O alienista (Divulgação)
Publicado em 1882, O Alienista é uma novela satírica escrita por Machado de Assis, que critica os excessos da ciência, do poder e da autoridade. O protagonista, Dr. Simão Bacamarte, é um médico que decide estudar as doenças mentais em sua cidade, Itaguaí, fundando o manicômio Casa Verde. Aos poucos, ele passa a internar quase todos os moradores, alegando que todos têm algum tipo de loucura.
A ironia é que, ao tentar definir a “normalidade”, Bacamarte acaba agindo de forma cada vez mais autoritária, isolando, perseguindo e classificando as pessoas com base em critérios subjetivos.

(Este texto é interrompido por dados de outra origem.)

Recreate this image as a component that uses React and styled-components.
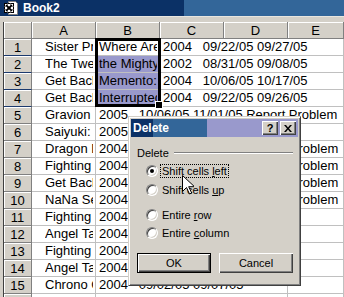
import React from 'react'
import styled, { createGlobalStyle } from 'styled-components'

const GlobalStyle = createGlobalStyle`
  html, body {
    margin: 0;
    padding: 0;
    background: #d4d0c8;
  }
  body {
    font-family: "Liberation Sans", Arial, sans-serif;
  }
`

const columns = ['A', 'B', 'C', 'D', 'E']

const rows = [
  { n: 1, sel: true, cells: [{ t: 'Sister Princess' }, { t: 'Where Are You Going' }, { t: '2004   09/22/05 09/27/05', span: 3 }] },
  { n: 2, sel: true, cells: [{ t: 'The Twelve Kingdoms' }, { t: 'the Mighty', hi: true }, { t: '2002   08/31/05 09/08/05', span: 3 }] },
  { n: 3, sel: true, cells: [{ t: 'Get Backers' }, { t: 'Memento: Mori', hi: true }, { t: '2004   10/06/05 10/17/05', span: 3 }] },
  { n: 4, sel: true, cells: [{ t: 'Get Backers' }, { t: 'Interrupted', hi: true }, { t: '2004   09/22/05 09/26/05', span: 3 }] },
  { n: 5, cells: [{ t: 'Gravion Zwei' }, { t: '2005   10/06/05 11/01/05 Report Problem', span: 4 }] },
  { n: 6, cells: [{ t: 'Saiyuki: Reload' }, { t: '2005   10/06/05 11/01/05', span: 3 }, { t: '' }] },
  { n: 7, cells: [{ t: 'Dragon Drive' }, { t: '2004   09/22/05 10/04/05 Report Problem', span: 4 }] },
  { n: 8, cells: [{ t: 'Fighting Beauty' }, { t: '2004   09/22/05 10/04/05 Report Problem', span: 4 }] },
  { n: 9, cells: [{ t: 'Get Backers' }, { t: '2004   09/22/05 10/04/05 Report Problem', span: 4 }] },
  { n: 10, cells: [{ t: 'NaNa Series' }, { t: '2004   09/22/05 10/04/05 Report Problem', span: 4 }] },
  { n: 11, cells: [{ t: 'Fighting Beauty' }, { t: '2004   09/02/05 09/07/05', span: 3 }, { t: '' }] },
  { n: 12, cells: [{ t: 'Angel Tales' }, { t: '2004   09/02/05 09/07/05', span: 3 }, { t: '' }] },
  { n: 13, cells: [{ t: 'Fighting Beauty' }, { t: '2004   09/02/05 09/07/05', span: 3 }, { t: '' }] },
  { n: 14, cells: [{ t: 'Angel Tales' }, { t: '2004   09/02/05 09/07/05', span: 3 }, { t: '' }] },
  { n: 15, cells: [{ t: 'Chrono Crusade' }, { t: '2004   09/02/05 09/07/05', span: 3 }, { t: '' }] },
  { n: 16, cells: [{ t: '' }, { t: '', span: 3 }, { t: '' }] },
]

function Landing() {
  return (
    <Window>
      <GlobalStyle />
      <TitleBar>
        <BookIcon />
        <span>Book2</span>
      </TitleBar>
      <FrameStrip />
      <Sheet>
        <Corner />
        {columns.map((c) => (
          <ColHead key={c}>{c}</ColHead>
        ))}
        {rows.map((r) => (
          <React.Fragment key={r.n}>
            <RowHead $sel={r.sel}>{r.n}</RowHead>
            {r.cells.map((c, i) => (
              <Cell key={i} $span={c.span || 1} $pad={i === 0 ? 13 : 3} $hi={c.hi}>
                <CellText>{c.t}</CellText>
              </Cell>
            ))}
          </React.Fragment>
        ))}
        <Selection>
          <FillHandle />
        </Selection>
      </Sheet>

      <Dialog>
        <DialogTitle>
          <span>Delete</span>
          <CaptionButtons>
            <CapButton>?</CapButton>
            <CapButton>
              <svg width="8" height="7" viewBox="0 0 8 7">
                <path d="M0 0h2l2 2.5L6 0h2L5 3.5 8 7H6L4 4.5 2 7H0l3-3.5z" fill="#000" />
              </svg>
            </CapButton>
          </CaptionButtons>
        </DialogTitle>
        <DialogBody>
          <GroupHead>
            <span>Delete</span>
            <Etched />
          </GroupHead>
          <Options>
            <Option $gap={3}>
              <Radio $checked />
              <OptionLabel $focus>Shift cells <u>l</u>eft</OptionLabel>
            </Option>
            <Option $gap={3}>
              <Radio />
              <OptionLabel>Shift cells <u>u</u>p</OptionLabel>
            </Option>
            <Option $gap={9}>
              <Radio />
              <OptionLabel>Entire <u>r</u>ow</OptionLabel>
            </Option>
            <Option $gap={2}>
              <Radio />
              <OptionLabel>Entire <u>c</u>olumn</OptionLabel>
            </Option>
          </Options>
          <ButtonRow>
            <PushButton $default>OK</PushButton>
            <PushButton>Cancel</PushButton>
          </ButtonRow>
        </DialogBody>
      </Dialog>

      <Cursor width="12" height="20" viewBox="0 0 12 20">
        <path d="M0.5 0.5v16l4-4 3 6.5 2.2-1-3-6.3h5.8z" fill="#fff" stroke="#000" strokeWidth="1" />
      </Cursor>
    </Window>
  )
}

function BookIcon() {
  return (
    <svg width="16" height="16" viewBox="0 0 16 16">
      <path d="M5.5 1.5h7l2 2v11h-9z" fill="#fff" stroke="#808080" />
      <rect x="1.5" y="3.5" width="9" height="9" fill="#fff" stroke="#000" />
      <path d="M1.5 6.5h9M1.5 9.5h9M4.5 3.5v9M7.5 3.5v9" stroke="#808080" />
      <path d="M3 5l6 6M9 5l-6 6" stroke="#000" strokeWidth="1.6" />
    </svg>
  )
}

const Window = styled.div`
  position: relative;
  width: 344px;
  height: 297px;
  overflow: hidden;
  background: #d4d0c8;
  display: flex;
  flex-direction: column;
`

const TitleBar = styled.div`
  height: 16px;
  flex: none;
  display: flex;
  align-items: center;
  gap: 4px;
  padding-left: 3px;
  background: linear-gradient(to right, #0b3166 184px, #336699 184px);
  color: #fff;
  font: bold 12px "Liberation Sans", Arial, sans-serif;
`

const FrameStrip = styled.div`
  height: 6px;
  flex: none;
  background: #d4d0c8;
  border-top: 1px solid #e8e6e0;
  box-sizing: border-box;
`

const Sheet = styled.div`
  position: relative;
  flex: 1;
  min-height: 0;
  overflow: hidden;
  margin-left: 3px;
  border-left: 1px solid #404040;
  background: #fff;
  display: grid;
  grid-template-columns: 28px 64px 64px 64px 64px 1fr;
  grid-auto-rows: 17px;
  align-content: start;
`

const HeadBase = styled.div`
  box-sizing: border-box;
  background: #d4d0c8;
  border-right: 1px solid #808080;
  border-bottom: 1px solid #808080;
  box-shadow: inset 1px 1px #fff;
  display: flex;
  align-items: center;
  justify-content: center;
  font-size: 13px;
  color: #000;
`

const Corner = styled(HeadBase)``

const ColHead = styled(HeadBase)``

const RowHead = styled(HeadBase)`
  border-bottom-color: ${(p) => (p.$sel ? '#1c3a6e' : '#808080')};
`

const Cell = styled.div`
  grid-column: span ${(p) => p.$span};
  box-sizing: border-box;
  border-right: 1px solid #c0c0c0;
  border-bottom: 1px solid #c0c0c0;
  background: ${(p) => (p.$hi ? '#9999cc' : '#fff')};
  padding-left: ${(p) => p.$pad}px;
  padding-right: 2px;
  font-size: 13px;
  line-height: 16px;
  color: #000;
  min-width: 0;
`

const CellText = styled.span`
  display: block;
  overflow: hidden;
  white-space: pre;
`

const Selection = styled.div`
  position: absolute;
  left: 91px;
  top: 16px;
  width: 66px;
  height: 69px;
  box-sizing: border-box;
  border: 3px solid #000;
  pointer-events: none;
`

const FillHandle = styled.div`
  position: absolute;
  right: -5px;
  bottom: -5px;
  width: 6px;
  height: 6px;
  background: #000;
  border: 1px solid #fff;
`

const Dialog = styled.div`
  position: absolute;
  left: 128px;
  top: 116px;
  width: 173px;
  height: 170px;
  box-sizing: border-box;
  background: #d4d0c8;
  border: 1px solid;
  border-color: #d4d0c8 #404040 #404040 #d4d0c8;
  box-shadow: inset 1px 1px #fff, inset -1px -1px #808080;
  padding: 2px;
  display: flex;
  flex-direction: column;
  font-family: "Liberation Sans", Arial, sans-serif;
  font-size: 11px;
  color: #000;
`

const DialogTitle = styled.div`
  height: 18px;
  flex: none;
  display: flex;
  align-items: center;
  justify-content: space-between;
  padding: 0 2px;
  background: linear-gradient(to right, #0b3166 22px, #336699 22px, #336699 76px, #9999cc 76px);
  color: #fff;
  font-weight: bold;
  font-size: 12px;
`

const CaptionButtons = styled.div`
  display: flex;
  gap: 2px;
`

const CapButton = styled.div`
  width: 16px;
  height: 14px;
  box-sizing: border-box;
  background: #d4d0c8;
  box-shadow: inset 1px 1px #fff, inset -1px -1px #404040, inset -2px -2px #808080;
  display: flex;
  align-items: center;
  justify-content: center;
  color: #000;
  font-size: 11px;
  font-weight: bold;
`

const DialogBody = styled.div`
  padding: 9px 5px 0 6px;
  display: flex;
  flex-direction: column;
`

const GroupHead = styled.div`
  height: 14px;
  display: flex;
  align-items: center;
  gap: 5px;
`

const Etched = styled.div`
  flex: 1;
  height: 0;
  border-top: 1px solid #808080;
  border-bottom: 1px solid #fff;
`

const Options = styled.div`
  display: flex;
  flex-direction: column;
  padding-left: 9px;
`

const Option = styled.div`
  height: 16px;
  margin-top: ${(p) => p.$gap}px;
  display: flex;
  align-items: center;
  gap: 2px;
`

const Radio = styled.span`
  width: 12px;
  height: 12px;
  flex: none;
  box-sizing: border-box;
  border-radius: 50%;
  background: #fff;
  border: 1px solid;
  border-color: #808080 #fff #fff #808080;
  box-shadow: inset 1px 1px #404040, inset -1px -1px #d4d0c8;
  display: flex;
  align-items: center;
  justify-content: center;

  &::after {
    content: '';
    width: 4px;
    height: 4px;
    border-radius: 50%;
    background: ${(p) => (p.$checked ? '#000' : 'transparent')};
  }
`

const OptionLabel = styled.span`
  height: 14px;
  line-height: 12px;
  box-sizing: border-box;
  padding: 0 1px;
  border: 1px dotted ${(p) => (p.$focus ? '#000' : 'transparent')};
  white-space: nowrap;
`

const ButtonRow = styled.div`
  display: flex;
  gap: 8px;
  margin-top: 12px;
`

const PushButton = styled.div`
  width: 74px;
  height: 20px;
  box-sizing: border-box;
  display: flex;
  align-items: center;
  justify-content: center;
  background: #d4d0c8;
  border: ${(p) => (p.$default ? '1px solid #000' : 'none')};
  box-shadow: inset 1px 1px #fff, inset -1px -1px #404040, inset -2px -2px #808080;
`

const Cursor = styled.svg`
  position: absolute;
  left: 182px;
  top: 175px;
  pointer-events: none;
`

export default Landing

No fim, o próprio médico se interna, achando que ele é o único são numa cidade de loucos.
Assim como em Itaguaí, temos uma tendência crescente de polarização, onde quem discorda de um lado é tratado como “delinquente”, “doente” ou “inimigo da pátria”. A sociedade acaba fragmentada, e o debate racional desaparece.
Machado de Assis escreveu uma crítica ao autoritarismo travestido de ciência e razão. Hoje, o Brasil enfrenta dilemas parecidos: o uso de leis, investigações e punições como ferramentas para moldar o comportamento e controlar o discurso.

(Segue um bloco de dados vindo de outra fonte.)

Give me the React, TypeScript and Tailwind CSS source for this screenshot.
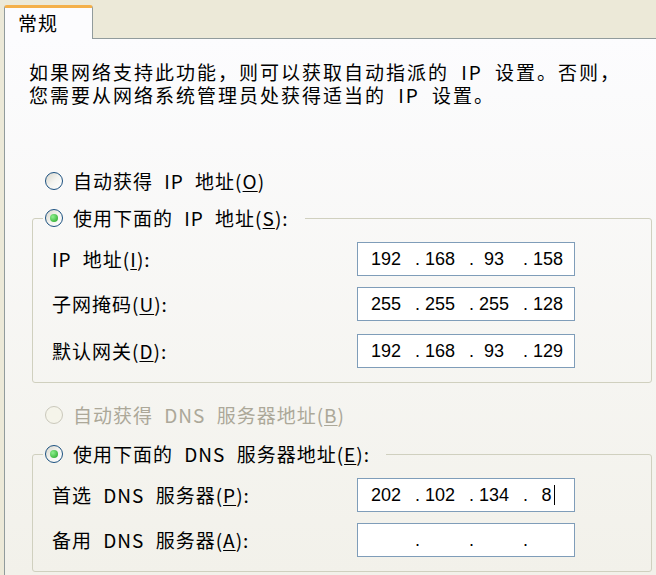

Como Simão Bacamarte, alguns agentes do Estado acreditam estar promovendo a ordem — mas podem, na verdade, estar promovendo o medo, a injustiça e a censura. O Alienista nos lembra do perigo de dar poder demais a quem acredita que só ele sabe o que é “certo” ou “normal”.

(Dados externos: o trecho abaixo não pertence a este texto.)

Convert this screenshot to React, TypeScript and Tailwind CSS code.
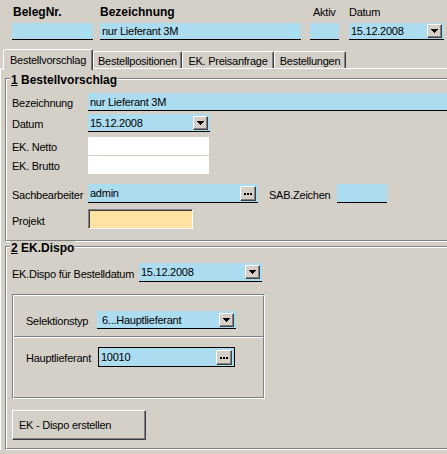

E, assim como os rumos da sanidade em Itaguaí acabaram sendo decididos por critérios pessoais e não públicos, vivemos hoje um momento em que decisões de natureza política têm sido tomadas em ambientes herméticos, longe da soberania popular. A democracia só se sustenta quando seus conflitos são resolvidos no espaço que lhe é próprio: o das urnas eleitorais.
Não cabe a gabinetes fechados, por mais bem-intencionados que sejam, decidir o que é aceitável ou não no debate público. Em uma república, a legitimidade só pode vir do voto — direto, livre, consciente. Nenhuma medida, por mais justificável que pareça, terá força moral se não estiver respaldada pela manifestação clara e soberana da população.
O Brasil não precisa de novos “alienistas” decidindo quem pode ou não falar, quem pode ou não concorrer, quem pode ou não discordar. Precisa de instituições que respeitem o julgamento do povo e aceitem que, em democracia, o único juiz legítimo das ideias e das propostas é o eleitor.
Quando se censura antes do voto, quando se pune antes da escolha popular, o que se está fazendo é interditar o próprio coração da democracia. E uma democracia sem povo não passa de um teatro de sombras — como a Casa Verde de Itaguaí.